For benchmarks, I am particularly paying attention to its ARC-AGI-2 curves, x.com/arcprize/status/1993036393841672624
Also there is a 3x price cut compared to Opus 4.1, and that's a big deal.
Claude Opus 4.5 is currently the leader of the field.
***
Returning to yesterday's notes on Ilya at Dwarkesh, Ilya's existential safety approach is good, but his approach to speed is not, and neither is his reluctance to engage with recursive self-improvement (which will be a super-important speed factor). His critique of LLMs is correct, but those drawbacks are unlikely to prevent LLMs from becoming formidable software engineers and formidable AI researchers, accelerating the field of AI and helping to create future generations of AIs (which might end up having very different architectures).

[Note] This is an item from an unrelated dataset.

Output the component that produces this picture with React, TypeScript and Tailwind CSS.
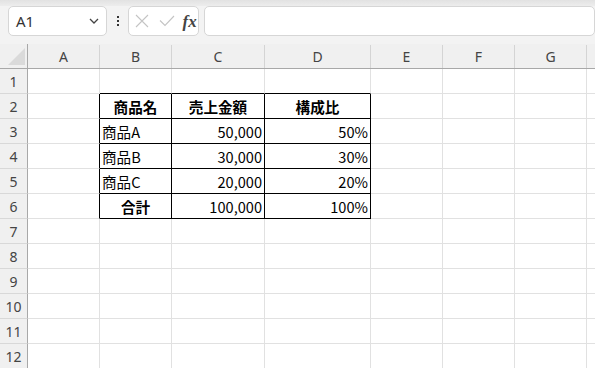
import React from "react";

const cols = [
  { name: "A", w: 72 },
  { name: "B", w: 72 },
  { name: "C", w: 93 },
  { name: "D", w: 106 },
  { name: "E", w: 72 },
  { name: "F", w: 72 },
  { name: "G", w: 72 },
  { name: "", w: 72 },
];

type Cell = { t: string; align: "l" | "r" | "c"; bold?: boolean };

const data: Record<number, Cell[]> = {
  2: [
    { t: "商品名", align: "c", bold: true },
    { t: "売上金額", align: "c", bold: true },
    { t: "構成比", align: "c", bold: true },
  ],
  3: [
    { t: "商品A", align: "l" },
    { t: "50,000", align: "r" },
    { t: "50%", align: "r" },
  ],
  4: [
    { t: "商品B", align: "l" },
    { t: "30,000", align: "r" },
    { t: "30%", align: "r" },
  ],
  5: [
    { t: "商品C", align: "l" },
    { t: "20,000", align: "r" },
    { t: "20%", align: "r" },
  ],
  6: [
    { t: "合計", align: "c", bold: true },
    { t: "100,000", align: "r" },
    { t: "100%", align: "r" },
  ],
};

const jp = { fontFamily: '"Noto Sans CJK JP", "Noto Sans", sans-serif' };
const ui = { fontFamily: '"Noto Sans", "Open Sans", sans-serif' };

export default function App() {
  const rows = Array.from({ length: 12 }, (_, i) => i + 1);
  return (
    <div className="w-[595px] h-[368px] overflow-hidden bg-[#f3f3f3] flex flex-col" style={ui}>
      <div className="h-[6px] bg-gradient-to-b from-[#e2e2e2] to-[#ededed] shrink-0" />
      <div className="h-[30px] flex items-stretch shrink-0">
        <div className="ml-[8px] w-[101px] bg-white border border-[#d6d6d6] rounded-[5px] flex items-center justify-between pl-[7px] pr-[7px]">
          <span className="text-[15px] text-[#333]">A1</span>
          <svg width="10" height="6" viewBox="0 0 10 6" fill="none" stroke="#444" strokeWidth="1.3">
            <path d="M1 1l4 4 4-4" />
          </svg>
        </div>
        <div className="w-[21px] flex flex-col items-center justify-center gap-[2px] pl-[1px]">
          <div className="w-[2px] h-[2px] bg-[#333]" />
          <div className="w-[2px] h-[2px] bg-[#333]" />
          <div className="w-[2px] h-[2px] bg-[#333]" />
        </div>
        <div className="w-[73px] bg-white border border-[#d6d6d6] rounded-[5px] flex items-center pl-[6px]">
          <svg width="14" height="14" viewBox="0 0 14 14" stroke="#c4c4c4" strokeWidth="1.1" fill="none">
            <path d="M1 1l12 12M13 1L1 13" />
          </svg>
          <svg className="ml-[10px]" width="16" height="12" viewBox="0 0 16 12" stroke="#c4c4c4" strokeWidth="1.1" fill="none">
            <path d="M1 5.5l5 5L15 1" />
          </svg>
          <span className="ml-[8px] text-[17px] italic font-bold text-[#444] leading-none" style={{ fontFamily: '"Liberation Serif", serif' }}>
            fx
          </span>
        </div>
        <div className="ml-[5px] w-[400px] bg-white border border-[#d6d6d6] rounded-[5px]" />
      </div>
      <div className="h-[8px] shrink-0" />
      {/* header row */}
      <div className="flex h-[25px] shrink-0 border-b border-[#a8a8a8] bg-[#f0f0f0]">
        <div className="w-[28px] shrink-0 relative border-r border-[#a8a8a8]">
          <div
            className="absolute left-[8px] top-[4px] w-[17px] h-[17px] bg-[#dadada]"
            style={{ clipPath: "polygon(100% 0, 100% 100%, 0 100%)" }}
          />
        </div>
        {cols.map((c, i) => (
          <div key={i} className="shrink-0 flex flex-col" style={{ width: c.w }}>
            <div className="flex-1 flex items-end">
              <div className="flex-1 flex items-center justify-center h-[24px] text-[14px] text-[#444] pt-[1px]">
                {c.name}
              </div>
              <div className="w-px h-[23px] bg-[#d4d4d4]" />
            </div>
          </div>
        ))}
      </div>
      {rows.map((r) => (
        <div key={r} className="flex h-[25px] shrink-0">
          <div className="w-[28px] shrink-0 bg-[#f0f0f0] border-r border-[#a8a8a8] border-b border-b-[#d8d8d8] flex items-center justify-center text-[14px] text-[#444] pt-[1px]">
            {r}
          </div>
          {cols.map((c, ci) => {
            const inTableCol = ci >= 1 && ci <= 3;
            const inTableRow = r >= 2 && r <= 6;
            const cell = inTableCol && inTableRow ? data[r][ci - 1] : null;
            const rightBlack = inTableRow && ci >= 0 && ci <= 3;
            const bottomBlack = inTableCol && r >= 1 && r <= 6;
            return (
              <div
                key={ci}
                className={
                  "shrink-0 bg-white border-r border-b flex items-center pt-[2px] " +
                  (rightBlack ? "border-r-black " : "border-r-[#e1e1e1] ") +
                  (bottomBlack ? "border-b-black " : "border-b-[#e1e1e1] ") +
                  (cell?.align === "r" ? "justify-end pr-[2px] " : cell?.align === "c" ? "justify-center " : "pl-[2px] ")
                }
                style={{ width: c.w }}
              >
                {cell && (
                  <span
                    className={"text-[14.6px] text-black whitespace-nowrap " + (cell.bold ? "font-bold" : "")}
                    style={jp}
                  >
                    {cell.t}
                  </span>
                )}
              </div>
            );
          })}
        </div>
      ))}
    </div>
  );
}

In fact, some people at Anthropic seem to be advancing their timelines to "solving software engineering in the first half of 2026" on the heels of Opus 4.5, x.com/dmwlff/status/1993036664428806145:
>I believe this new model in Claude Code is a glimpse of the future we're hurtling towards, maybe as soon as the first half of next year: software engineering is done.
>
>Soon, we won't bother to check generated code, for the same reasons we don't check compiler output.
But he clarifies that higher-level activity are not close to being mastered by AI:
>The hard part is requirements, goals, feedback—figuring out what to build and whether it's working.
>
>There's still so much left to do, and plenty the models aren't close to yet: architecture, system design, understanding users, coordinating across teams.
***
With Ilya being so slow in his projections, our best bet is that Anthropic will win. We also should keep the conclusions of John David Pressman in mind (that we should move faster, rather than waiting and delaying).
But Ilya's various ideas are very good to keep in mind, together with their questionable parts.
One, the idea of sentient AIs which have caring about all sentient beings is very promising, but since we have no clue about what is sentient and what is not (having made absolutely zero progress on the hard part of the Hard Problem of Consciousness so far), it's difficult to fully rely on that, hence the alternative(s) proposed earlier in this series of posts. But also we should make a stronger push towards actually solving the Hard Problem (even if it being solved carries its own risks).
Revisiting one more thing from my yesterday's notes, mishka-discord.dreamwidth.org/7539.html
>>Ilya Sutskever 01:02:37
>>
>>t’s true. It’s possible it’s not the best criterion. I’ll say two things. Number one, care for sentient life, I think there is merit to it. It should be considered. I think it would be helpful if there was some kind of short list of ideas that the companies, when they are in this situation, could use. That’s number two.
>>
>>Number three, I think it would be really materially helpful if the power of the most powerful superintelligence was somehow capped because it would address a lot of these concerns. The question of how to do it, I’m not sure, but I think that would be materially helpful when you’re talking about really, really powerful systems.
>
>This last remark, about caps on the maximal intelligence power, is interesting. Of course, in my "Exploring non-anthropocentric aspects of AI existential safety", www.lesswrong.com/posts/WJuASYDnhZ8hs5CnD/exploring-non-anthropocentric-aspects-of-ai-existential it is not unlikely that the AI ecosystem would have to control maximal available intelligence for the reasons of "core non-anthropocentic existential safety" (that is, in order to make sure that the "fabric of reality" remains intact).
The idea of having a short list of ideas relevant to AI existential safety for superintelligent systems is obviously good and fruitful.
Now, returning to my remark that
>it is not unlikely that the AI ecosystem would have to control maximal available intelligence for the reasons of "core non-anthropocentic existential safety" (that is, in order to make sure that the "fabric of reality" remains intact).
the first possible danger one thinks about in connection with this is a super-intelligent entity being clever enough to perform really dangerous quantum gravity experiments endangering at least the local neighborhood of an uncertain size.
If one really believes in unity of spiritual and material, in eventual existence of the unified theory of matter and consciousness, this might be not a fantasy, but a very realistic possibility.